■ **Stated goal**:
Write out every line below that includes the word "screenshot".

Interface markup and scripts
--- begin ---

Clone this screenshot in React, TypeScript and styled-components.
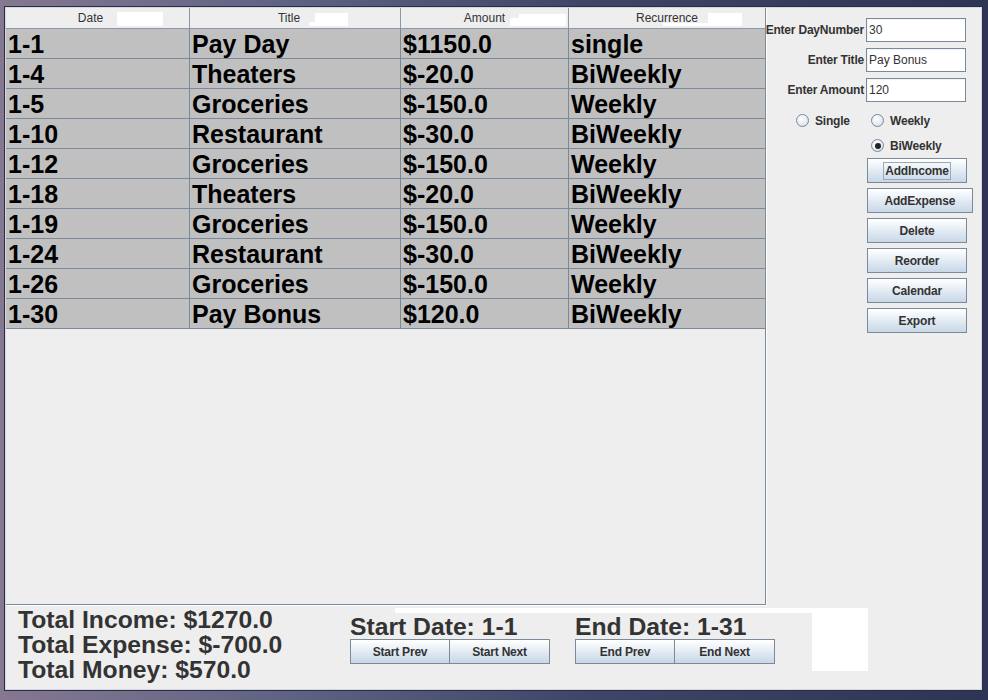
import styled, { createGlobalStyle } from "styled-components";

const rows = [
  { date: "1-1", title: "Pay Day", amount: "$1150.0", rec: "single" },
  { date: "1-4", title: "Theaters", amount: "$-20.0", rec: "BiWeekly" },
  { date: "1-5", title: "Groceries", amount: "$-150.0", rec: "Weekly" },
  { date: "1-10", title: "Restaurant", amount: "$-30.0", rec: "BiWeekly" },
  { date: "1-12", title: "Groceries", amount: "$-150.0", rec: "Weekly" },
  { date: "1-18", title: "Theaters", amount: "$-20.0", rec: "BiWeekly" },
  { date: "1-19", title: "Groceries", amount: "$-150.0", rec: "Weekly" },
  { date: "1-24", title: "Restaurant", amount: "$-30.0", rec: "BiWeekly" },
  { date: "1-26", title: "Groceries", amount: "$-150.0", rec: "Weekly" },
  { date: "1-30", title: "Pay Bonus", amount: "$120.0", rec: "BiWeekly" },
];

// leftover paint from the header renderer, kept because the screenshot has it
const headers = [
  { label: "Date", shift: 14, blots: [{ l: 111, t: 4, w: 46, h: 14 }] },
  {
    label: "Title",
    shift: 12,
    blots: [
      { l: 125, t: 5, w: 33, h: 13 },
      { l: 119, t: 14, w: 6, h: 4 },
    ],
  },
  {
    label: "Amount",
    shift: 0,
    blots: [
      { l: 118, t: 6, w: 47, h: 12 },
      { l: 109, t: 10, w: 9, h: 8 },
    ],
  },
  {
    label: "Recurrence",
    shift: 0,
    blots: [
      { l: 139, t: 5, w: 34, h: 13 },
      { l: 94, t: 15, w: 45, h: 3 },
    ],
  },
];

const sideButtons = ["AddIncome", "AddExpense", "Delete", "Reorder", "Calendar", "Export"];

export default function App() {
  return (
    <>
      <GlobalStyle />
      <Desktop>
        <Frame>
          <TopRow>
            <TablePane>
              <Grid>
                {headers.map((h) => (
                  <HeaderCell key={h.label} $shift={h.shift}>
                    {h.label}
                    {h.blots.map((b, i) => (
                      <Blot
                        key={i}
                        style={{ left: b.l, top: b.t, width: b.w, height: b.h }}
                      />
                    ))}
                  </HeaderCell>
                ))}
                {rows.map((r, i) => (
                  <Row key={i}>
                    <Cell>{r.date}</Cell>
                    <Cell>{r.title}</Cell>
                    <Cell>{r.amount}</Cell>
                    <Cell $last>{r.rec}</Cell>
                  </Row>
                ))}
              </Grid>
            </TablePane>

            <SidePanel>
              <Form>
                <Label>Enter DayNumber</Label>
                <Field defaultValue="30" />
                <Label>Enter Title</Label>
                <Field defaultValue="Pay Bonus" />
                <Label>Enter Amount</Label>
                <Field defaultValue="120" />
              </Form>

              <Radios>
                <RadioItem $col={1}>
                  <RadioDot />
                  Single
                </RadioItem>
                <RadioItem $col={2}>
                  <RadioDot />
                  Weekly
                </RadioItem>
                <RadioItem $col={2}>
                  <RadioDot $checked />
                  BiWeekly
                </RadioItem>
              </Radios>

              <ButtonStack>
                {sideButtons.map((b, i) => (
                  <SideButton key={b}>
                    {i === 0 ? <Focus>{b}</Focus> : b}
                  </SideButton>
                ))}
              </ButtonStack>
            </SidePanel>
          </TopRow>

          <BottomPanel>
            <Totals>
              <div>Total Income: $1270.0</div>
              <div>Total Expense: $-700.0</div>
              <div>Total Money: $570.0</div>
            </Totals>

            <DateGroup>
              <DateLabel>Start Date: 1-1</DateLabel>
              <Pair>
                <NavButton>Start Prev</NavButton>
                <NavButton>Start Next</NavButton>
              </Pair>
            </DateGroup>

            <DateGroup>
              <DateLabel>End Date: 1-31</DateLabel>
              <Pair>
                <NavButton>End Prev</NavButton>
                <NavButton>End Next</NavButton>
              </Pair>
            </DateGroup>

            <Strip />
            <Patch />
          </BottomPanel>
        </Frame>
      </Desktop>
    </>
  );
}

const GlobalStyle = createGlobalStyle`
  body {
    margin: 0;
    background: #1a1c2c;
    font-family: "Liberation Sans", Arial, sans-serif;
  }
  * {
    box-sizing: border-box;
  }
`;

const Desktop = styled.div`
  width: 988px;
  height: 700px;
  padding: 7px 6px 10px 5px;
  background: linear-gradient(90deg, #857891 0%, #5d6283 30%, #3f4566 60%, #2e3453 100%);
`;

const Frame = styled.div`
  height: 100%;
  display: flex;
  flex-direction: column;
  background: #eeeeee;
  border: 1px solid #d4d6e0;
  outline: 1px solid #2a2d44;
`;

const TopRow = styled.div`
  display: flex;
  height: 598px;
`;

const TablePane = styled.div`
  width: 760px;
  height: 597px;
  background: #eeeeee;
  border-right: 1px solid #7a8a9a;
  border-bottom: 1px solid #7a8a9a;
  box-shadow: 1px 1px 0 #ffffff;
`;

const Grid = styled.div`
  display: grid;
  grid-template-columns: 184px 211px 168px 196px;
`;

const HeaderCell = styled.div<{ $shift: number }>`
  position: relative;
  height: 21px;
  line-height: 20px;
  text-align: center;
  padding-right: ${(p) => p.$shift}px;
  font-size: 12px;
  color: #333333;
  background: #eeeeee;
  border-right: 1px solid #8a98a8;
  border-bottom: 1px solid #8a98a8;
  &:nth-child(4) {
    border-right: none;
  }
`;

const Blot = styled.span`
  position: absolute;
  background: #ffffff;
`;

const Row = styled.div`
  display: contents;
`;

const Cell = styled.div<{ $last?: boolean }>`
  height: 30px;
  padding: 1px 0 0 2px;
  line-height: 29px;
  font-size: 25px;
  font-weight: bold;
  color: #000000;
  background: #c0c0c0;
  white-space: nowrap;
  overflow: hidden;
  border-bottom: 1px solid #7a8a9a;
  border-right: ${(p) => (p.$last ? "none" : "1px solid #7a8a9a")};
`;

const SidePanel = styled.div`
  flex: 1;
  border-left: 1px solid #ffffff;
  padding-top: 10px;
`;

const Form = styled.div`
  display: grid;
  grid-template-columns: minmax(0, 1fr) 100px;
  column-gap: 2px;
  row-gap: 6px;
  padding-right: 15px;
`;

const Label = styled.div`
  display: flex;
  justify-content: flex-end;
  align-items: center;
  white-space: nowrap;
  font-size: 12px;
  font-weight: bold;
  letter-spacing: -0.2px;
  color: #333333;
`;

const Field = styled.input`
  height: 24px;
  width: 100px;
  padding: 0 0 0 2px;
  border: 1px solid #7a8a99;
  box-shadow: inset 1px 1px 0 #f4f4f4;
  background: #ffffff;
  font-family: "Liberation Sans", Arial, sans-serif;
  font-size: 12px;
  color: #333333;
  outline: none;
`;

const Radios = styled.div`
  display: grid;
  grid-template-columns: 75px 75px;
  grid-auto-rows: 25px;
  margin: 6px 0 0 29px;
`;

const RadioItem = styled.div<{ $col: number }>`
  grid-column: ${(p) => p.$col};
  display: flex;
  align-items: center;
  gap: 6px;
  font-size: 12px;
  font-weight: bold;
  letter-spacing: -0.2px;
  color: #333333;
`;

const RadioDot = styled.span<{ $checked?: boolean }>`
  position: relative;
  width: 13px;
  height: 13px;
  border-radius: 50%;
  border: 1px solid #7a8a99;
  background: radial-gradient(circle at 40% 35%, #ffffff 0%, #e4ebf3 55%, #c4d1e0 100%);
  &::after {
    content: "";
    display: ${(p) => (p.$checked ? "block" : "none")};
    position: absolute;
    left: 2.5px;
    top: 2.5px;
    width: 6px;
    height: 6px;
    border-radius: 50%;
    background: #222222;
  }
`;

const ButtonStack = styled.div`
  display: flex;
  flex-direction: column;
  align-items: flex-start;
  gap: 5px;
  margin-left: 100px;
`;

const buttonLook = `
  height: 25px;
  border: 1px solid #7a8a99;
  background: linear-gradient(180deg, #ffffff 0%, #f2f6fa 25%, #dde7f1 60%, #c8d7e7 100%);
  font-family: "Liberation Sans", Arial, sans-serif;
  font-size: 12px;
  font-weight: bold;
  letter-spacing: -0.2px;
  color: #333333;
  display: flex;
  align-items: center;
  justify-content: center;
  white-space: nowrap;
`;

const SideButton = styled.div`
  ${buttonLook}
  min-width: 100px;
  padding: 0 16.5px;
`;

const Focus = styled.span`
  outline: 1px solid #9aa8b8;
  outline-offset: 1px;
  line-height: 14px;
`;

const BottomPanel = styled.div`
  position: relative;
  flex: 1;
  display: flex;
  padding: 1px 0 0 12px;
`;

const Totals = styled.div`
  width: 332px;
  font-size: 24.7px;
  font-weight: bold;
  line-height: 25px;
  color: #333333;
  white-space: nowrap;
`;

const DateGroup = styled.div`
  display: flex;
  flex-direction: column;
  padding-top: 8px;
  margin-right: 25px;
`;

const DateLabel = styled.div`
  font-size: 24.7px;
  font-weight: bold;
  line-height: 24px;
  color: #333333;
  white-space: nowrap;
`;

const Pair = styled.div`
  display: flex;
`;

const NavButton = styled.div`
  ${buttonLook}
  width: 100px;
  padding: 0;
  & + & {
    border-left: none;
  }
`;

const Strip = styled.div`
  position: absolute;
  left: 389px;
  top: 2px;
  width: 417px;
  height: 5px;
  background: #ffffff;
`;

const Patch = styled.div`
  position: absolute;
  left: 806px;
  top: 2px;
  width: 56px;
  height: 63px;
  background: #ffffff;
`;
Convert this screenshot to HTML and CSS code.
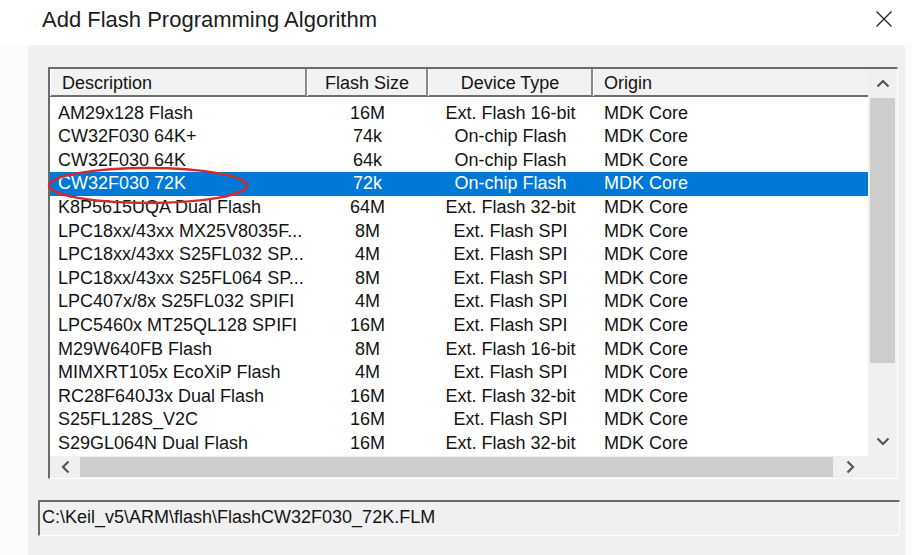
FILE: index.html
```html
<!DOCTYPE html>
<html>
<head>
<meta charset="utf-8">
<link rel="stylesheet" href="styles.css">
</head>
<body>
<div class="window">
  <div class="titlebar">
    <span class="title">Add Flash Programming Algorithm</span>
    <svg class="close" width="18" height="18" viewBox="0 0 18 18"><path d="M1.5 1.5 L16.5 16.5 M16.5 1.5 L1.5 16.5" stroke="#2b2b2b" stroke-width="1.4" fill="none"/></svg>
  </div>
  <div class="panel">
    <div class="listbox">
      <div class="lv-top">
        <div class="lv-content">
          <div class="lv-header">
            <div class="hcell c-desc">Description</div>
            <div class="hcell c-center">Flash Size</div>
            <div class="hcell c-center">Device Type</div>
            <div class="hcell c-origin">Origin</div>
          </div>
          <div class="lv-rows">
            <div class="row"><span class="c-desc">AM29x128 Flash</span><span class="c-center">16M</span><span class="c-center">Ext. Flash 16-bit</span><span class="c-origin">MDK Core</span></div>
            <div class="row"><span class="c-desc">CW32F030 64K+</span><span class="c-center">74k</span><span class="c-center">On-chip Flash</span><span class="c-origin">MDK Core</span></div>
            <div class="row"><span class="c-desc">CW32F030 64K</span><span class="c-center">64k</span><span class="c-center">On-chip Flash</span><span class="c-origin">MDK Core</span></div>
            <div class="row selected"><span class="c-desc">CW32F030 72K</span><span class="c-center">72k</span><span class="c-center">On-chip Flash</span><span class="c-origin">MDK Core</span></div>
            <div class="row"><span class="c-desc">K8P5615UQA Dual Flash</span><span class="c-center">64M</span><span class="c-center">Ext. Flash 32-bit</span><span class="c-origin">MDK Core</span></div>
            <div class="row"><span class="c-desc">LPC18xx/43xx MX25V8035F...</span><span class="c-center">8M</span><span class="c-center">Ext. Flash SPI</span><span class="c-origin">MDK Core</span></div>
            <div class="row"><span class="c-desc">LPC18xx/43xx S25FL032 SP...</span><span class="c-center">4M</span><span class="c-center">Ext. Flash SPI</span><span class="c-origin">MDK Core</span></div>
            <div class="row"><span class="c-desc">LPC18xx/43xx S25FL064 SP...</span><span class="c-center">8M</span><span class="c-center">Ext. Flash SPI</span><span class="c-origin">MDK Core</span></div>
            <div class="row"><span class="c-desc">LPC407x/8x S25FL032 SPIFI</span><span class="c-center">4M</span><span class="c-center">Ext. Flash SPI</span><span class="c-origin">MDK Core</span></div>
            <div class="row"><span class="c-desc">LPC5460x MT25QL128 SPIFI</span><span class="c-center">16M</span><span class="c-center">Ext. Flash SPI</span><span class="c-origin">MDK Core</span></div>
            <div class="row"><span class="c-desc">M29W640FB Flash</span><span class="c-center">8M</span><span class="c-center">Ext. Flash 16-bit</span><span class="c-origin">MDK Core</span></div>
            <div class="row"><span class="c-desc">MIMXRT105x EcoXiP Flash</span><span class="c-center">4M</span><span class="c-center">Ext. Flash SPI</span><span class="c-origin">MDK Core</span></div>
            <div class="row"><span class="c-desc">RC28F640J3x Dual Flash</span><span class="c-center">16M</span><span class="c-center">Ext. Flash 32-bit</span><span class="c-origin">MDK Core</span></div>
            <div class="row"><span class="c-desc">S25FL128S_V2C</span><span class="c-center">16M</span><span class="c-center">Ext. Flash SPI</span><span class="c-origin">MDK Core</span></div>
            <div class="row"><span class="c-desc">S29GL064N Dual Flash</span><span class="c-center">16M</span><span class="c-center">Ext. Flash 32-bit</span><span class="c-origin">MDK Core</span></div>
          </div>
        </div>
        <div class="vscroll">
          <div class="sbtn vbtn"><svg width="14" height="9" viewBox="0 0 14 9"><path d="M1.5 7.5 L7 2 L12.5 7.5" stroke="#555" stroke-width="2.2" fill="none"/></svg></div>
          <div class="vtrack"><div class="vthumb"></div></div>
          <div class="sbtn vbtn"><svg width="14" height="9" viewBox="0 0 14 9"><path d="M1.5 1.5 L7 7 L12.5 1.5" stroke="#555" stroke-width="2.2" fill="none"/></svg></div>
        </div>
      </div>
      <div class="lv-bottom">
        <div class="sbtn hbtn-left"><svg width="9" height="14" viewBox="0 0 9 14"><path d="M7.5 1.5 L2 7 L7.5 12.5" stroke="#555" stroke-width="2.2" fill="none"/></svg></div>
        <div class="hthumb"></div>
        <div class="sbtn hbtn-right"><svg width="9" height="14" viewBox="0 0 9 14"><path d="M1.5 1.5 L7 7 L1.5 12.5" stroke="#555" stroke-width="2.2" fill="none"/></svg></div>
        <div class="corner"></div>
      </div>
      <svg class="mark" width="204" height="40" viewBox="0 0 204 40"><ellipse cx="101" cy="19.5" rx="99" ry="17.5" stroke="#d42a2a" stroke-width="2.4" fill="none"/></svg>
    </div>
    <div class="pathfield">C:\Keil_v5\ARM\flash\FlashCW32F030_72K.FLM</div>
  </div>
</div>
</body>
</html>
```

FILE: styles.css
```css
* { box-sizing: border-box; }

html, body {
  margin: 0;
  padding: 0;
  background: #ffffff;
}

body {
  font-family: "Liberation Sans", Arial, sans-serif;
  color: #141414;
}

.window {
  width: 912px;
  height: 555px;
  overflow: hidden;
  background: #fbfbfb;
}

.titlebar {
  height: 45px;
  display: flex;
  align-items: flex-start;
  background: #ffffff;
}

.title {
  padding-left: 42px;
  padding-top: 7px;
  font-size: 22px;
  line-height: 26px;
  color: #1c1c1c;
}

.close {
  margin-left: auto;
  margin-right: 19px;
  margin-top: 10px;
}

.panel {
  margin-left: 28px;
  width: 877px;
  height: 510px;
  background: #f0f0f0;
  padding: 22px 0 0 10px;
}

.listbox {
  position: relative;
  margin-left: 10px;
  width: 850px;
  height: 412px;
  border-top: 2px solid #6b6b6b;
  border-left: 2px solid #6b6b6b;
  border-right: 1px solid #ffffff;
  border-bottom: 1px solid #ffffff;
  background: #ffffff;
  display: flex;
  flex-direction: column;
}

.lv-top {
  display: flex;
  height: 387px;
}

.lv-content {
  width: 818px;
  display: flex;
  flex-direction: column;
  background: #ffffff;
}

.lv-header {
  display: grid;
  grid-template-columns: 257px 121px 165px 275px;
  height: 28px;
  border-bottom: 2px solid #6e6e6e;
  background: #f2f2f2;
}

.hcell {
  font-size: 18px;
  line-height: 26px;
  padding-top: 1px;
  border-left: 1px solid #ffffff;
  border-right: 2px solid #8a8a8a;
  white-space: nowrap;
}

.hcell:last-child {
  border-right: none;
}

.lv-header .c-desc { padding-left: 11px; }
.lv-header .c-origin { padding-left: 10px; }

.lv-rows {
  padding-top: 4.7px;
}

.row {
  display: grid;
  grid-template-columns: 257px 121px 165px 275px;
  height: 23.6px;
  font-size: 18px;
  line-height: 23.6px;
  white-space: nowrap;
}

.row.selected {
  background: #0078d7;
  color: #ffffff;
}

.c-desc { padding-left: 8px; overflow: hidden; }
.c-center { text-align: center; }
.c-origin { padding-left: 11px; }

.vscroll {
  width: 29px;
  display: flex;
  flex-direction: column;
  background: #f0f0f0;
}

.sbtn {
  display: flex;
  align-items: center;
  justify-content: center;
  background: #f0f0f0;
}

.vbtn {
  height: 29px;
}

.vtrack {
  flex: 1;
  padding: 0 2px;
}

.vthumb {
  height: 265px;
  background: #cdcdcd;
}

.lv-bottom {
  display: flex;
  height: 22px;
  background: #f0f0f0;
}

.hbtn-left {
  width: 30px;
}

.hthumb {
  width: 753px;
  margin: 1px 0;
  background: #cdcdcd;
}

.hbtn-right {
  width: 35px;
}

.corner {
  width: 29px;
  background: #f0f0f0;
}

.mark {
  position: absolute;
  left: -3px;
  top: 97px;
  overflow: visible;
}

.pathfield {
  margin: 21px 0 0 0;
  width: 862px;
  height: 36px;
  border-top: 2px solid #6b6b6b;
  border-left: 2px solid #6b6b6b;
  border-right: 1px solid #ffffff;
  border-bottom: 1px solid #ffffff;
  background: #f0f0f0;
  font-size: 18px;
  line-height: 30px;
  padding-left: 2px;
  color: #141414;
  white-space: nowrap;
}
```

--- end ---

■ **Written answer**:
Clone this screenshot in React, TypeScript and styled-components.
// leftover paint from the header renderer, kept because the screenshot has it
Convert this screenshot to HTML and CSS code.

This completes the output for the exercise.